1. T-Mobile’s Android Phone: Released in September of last year, the Android is seen by some as iPhone’s main competitor. It’s the first phone to offer Google’s Android operating system, an open-source system that allows developers to create their own apps for the phone. Apple, on the other hand, controls which apps are available to its iPhone users. Panelists predicted that we’ll begin seeing more users of the Android over the next few years.

2. Flash on mobile devices: “Flash on phones is going to change the way everything works,” said Rob Gonda, a panelist at the discussion and director of marketing strategy and analysis for Sapient. With more Flash applications available on mobile devices, the user experience will become more equal to what you would experience with a desktop computer.

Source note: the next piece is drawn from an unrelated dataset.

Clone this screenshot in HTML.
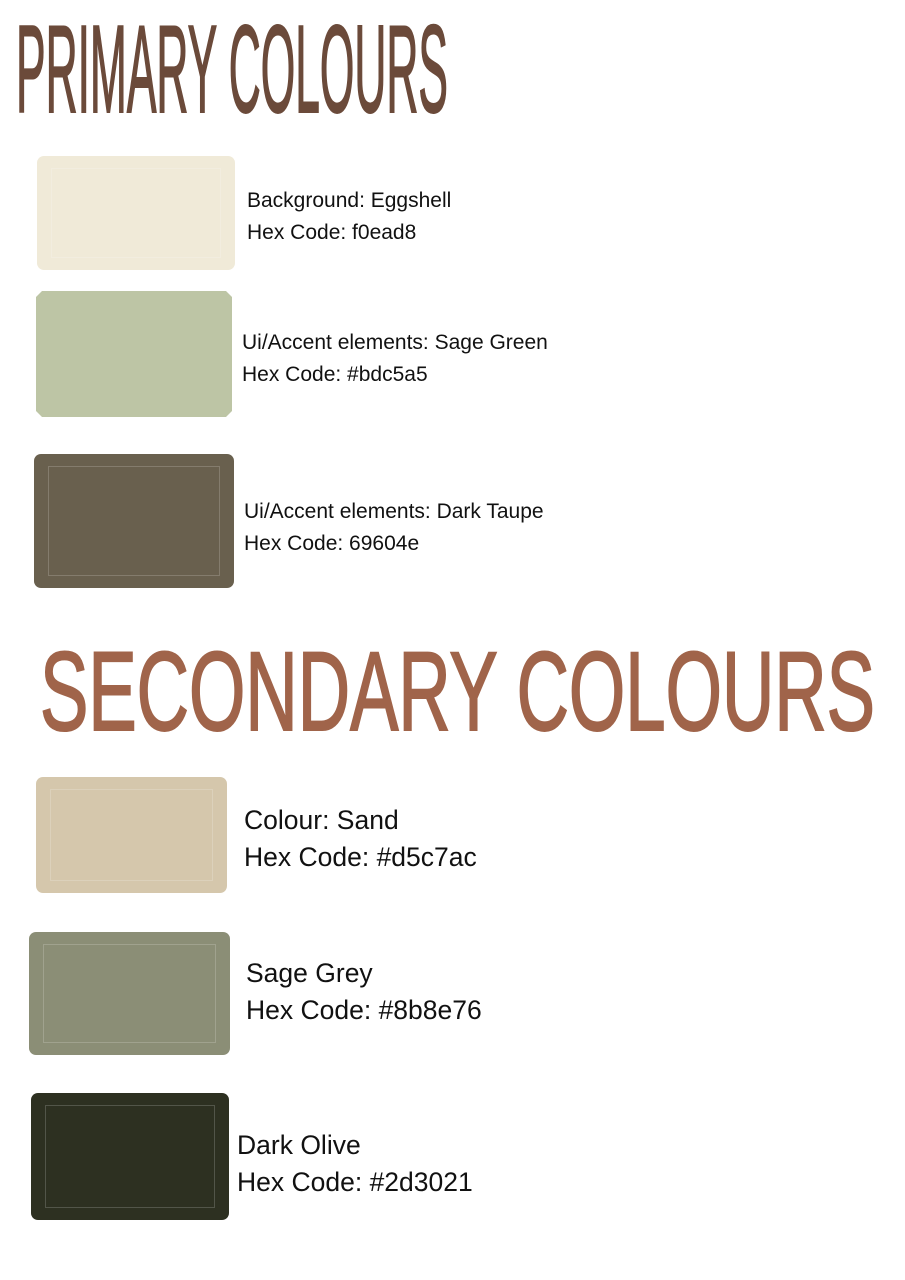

3. App stores galore: Currently, there are around 20,000 apps available to consumers. The iPhone has 500 million apps downloaded a year, with $1 billion dollars in sales worldwide. Needless to say, the trend is catching on. Panelists predicted that app stores will soon be everywhere and with open environments like Google, we’ll start seeing hundreds of thousands of apps being built in the near future.

4. Mobile Augmented Reality: According to Wikipedia, augmented reality “deals with the combination of real-world and computer-generated data (virtual reality), where computer graphics objects are blended into real footage in real time.” The panelists focused specifically on location-based augmented reality. Imagine you’re on vacation and come across a beautiful sculpture. With location-based augmented reality, you could snap a picture of that sculpture and historical information and other data would pop up about that sculpture on your phone. Pretty exciting stuff.

5. Image/logo recognition: With image/logo recognition, for example, you can snap a photo of your favorite store’s logo, and its Web site will pop up. Panelists even discussed being able to take a picture of someone with your phone and obtaining data about what kind of mood they’re in. Information on just about anything will be available everywhere.